Earlier this week, TfL launched the London Freight Enforcement Partnership – an evolved model of the Industrial HGV Task Force it started up two years ago.
This ‘new and improved’ scheme will see TfL, the DVSA, the Met and City of London Police enhance their enforcement work across the capital with better co-ordination and cooperation at what TfL described as “both a strategic and tactical level”.
The work done by the Partnership’s predecessor, the Industrial HGV Task Force, was unquestionably valuable. In the two years since its launch, the team targeted and stopped more than 6,030 vehicles it thought to be part of a non-compliant operation, seized 87 vehicles and saw 4,500 prosecutions though the criminal justice system.
Great news, undeniably, but what about the rest of the country?
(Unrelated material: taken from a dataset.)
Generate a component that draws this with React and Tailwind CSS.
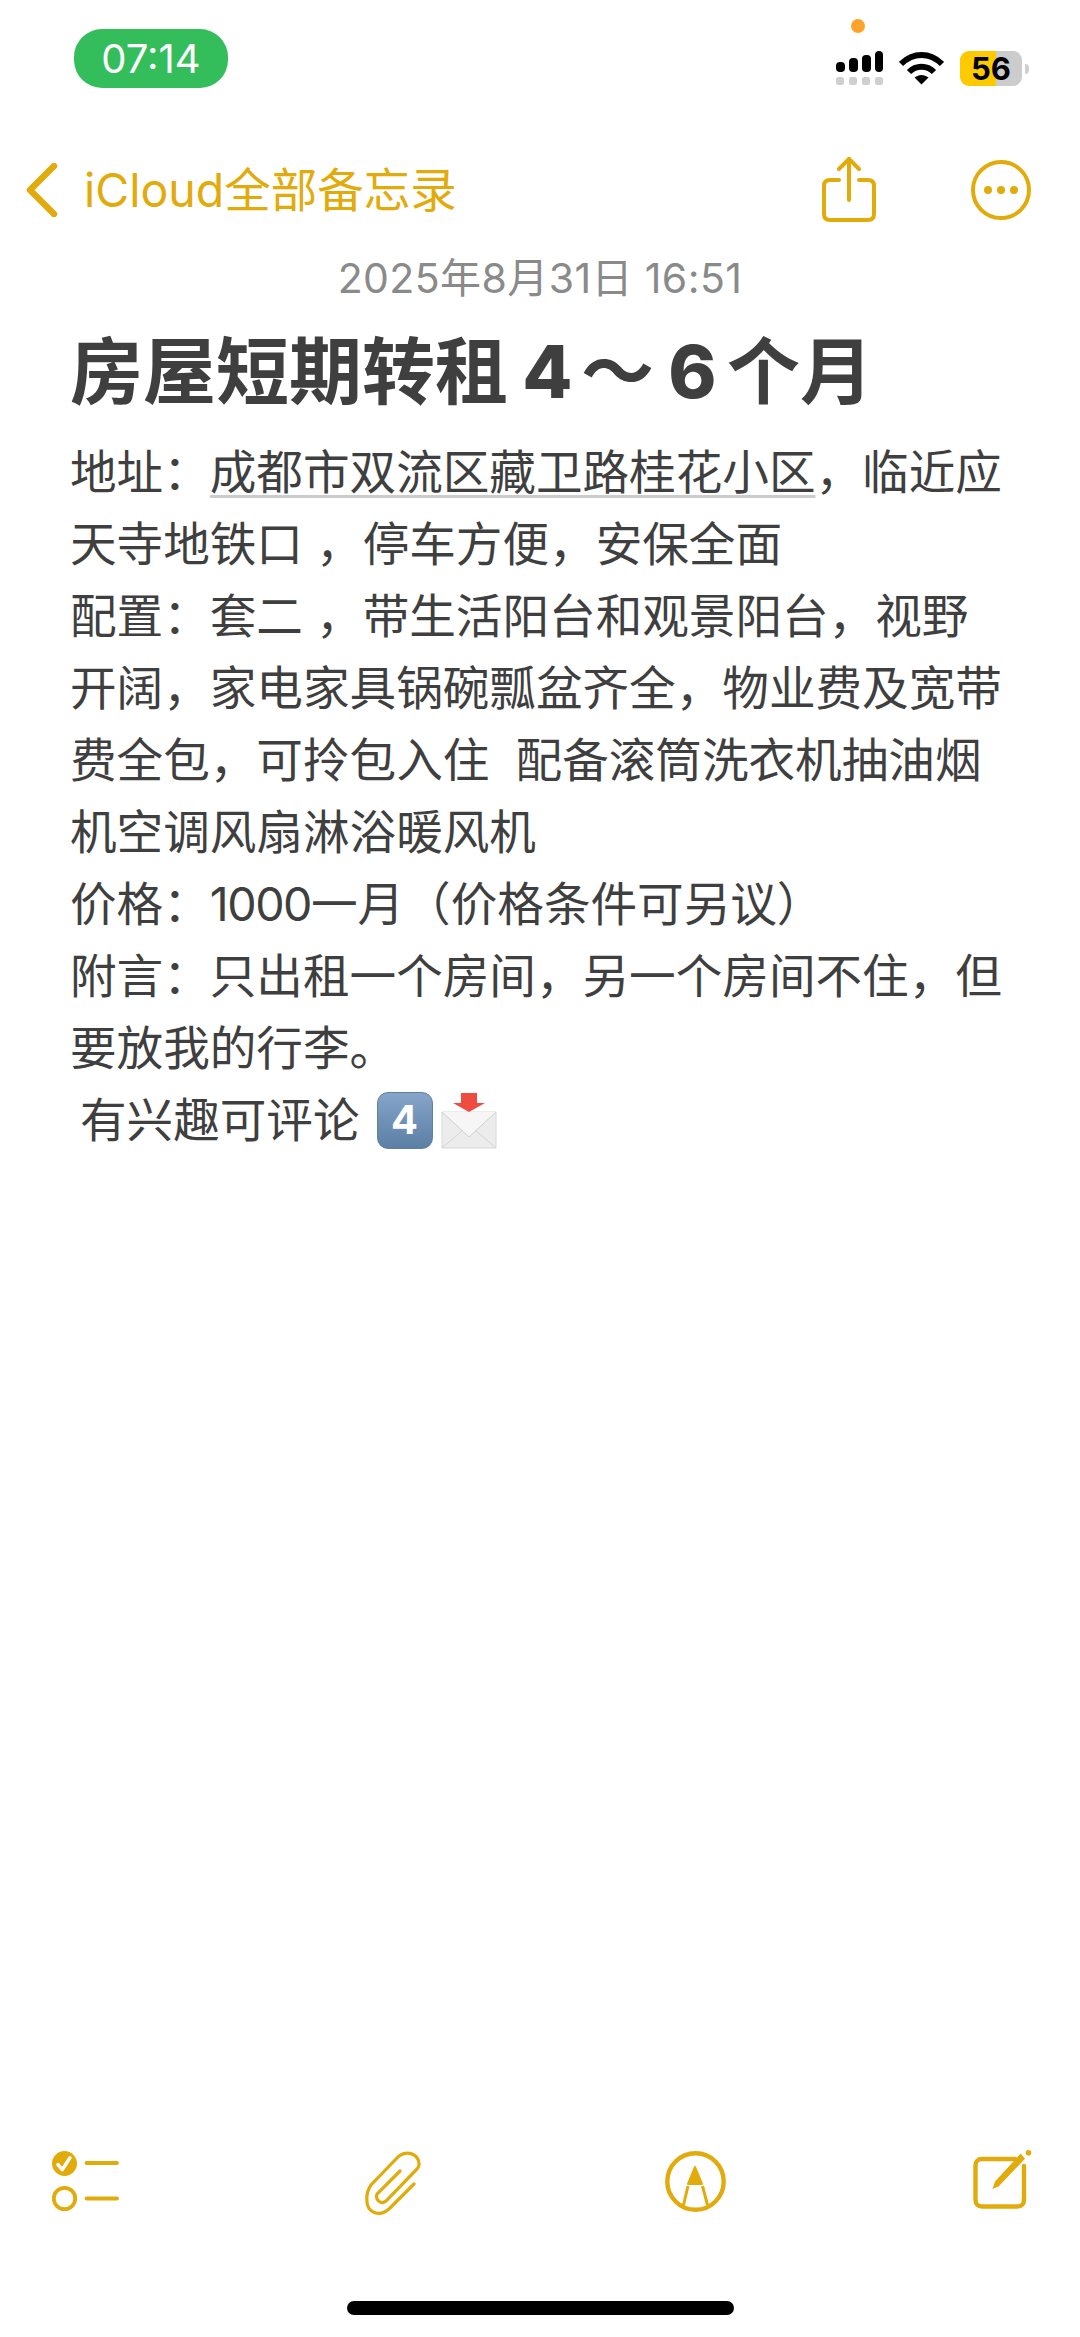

As the government’s Northern Powerhouse is desperate to remind us, there are other cities in the country that may benefit from the attention London receives.
Peter Hearn, DVSA head of policy development and product (vehicles), points out that London is unique and fortunate in its possession of TfL.
“There are other big cities other than London that may well have their own set of problems. Hopefully local authorities can take TfL’s lead on how to crack down on these.”
Hearn added that the Partnership was an example of where the DVSA might be able to invest more funding under the agency’s new remote enforcement approach to maintaining industry compliance.
He explained that with the resource freed up by the avoidance of excessive site visits, DVSA would be more likely to invest funds in schemes such as the London Freight Enforcement Partnership across the country.
Jack Semple, director of policy at the RHA, called on TfL to be more “transparent” with the results the partnership sees.
Sir Peter Hendy, former transport commissioner said he didn’t see why this would be a problem. “There’s no reason for it to be kept a secret” he said.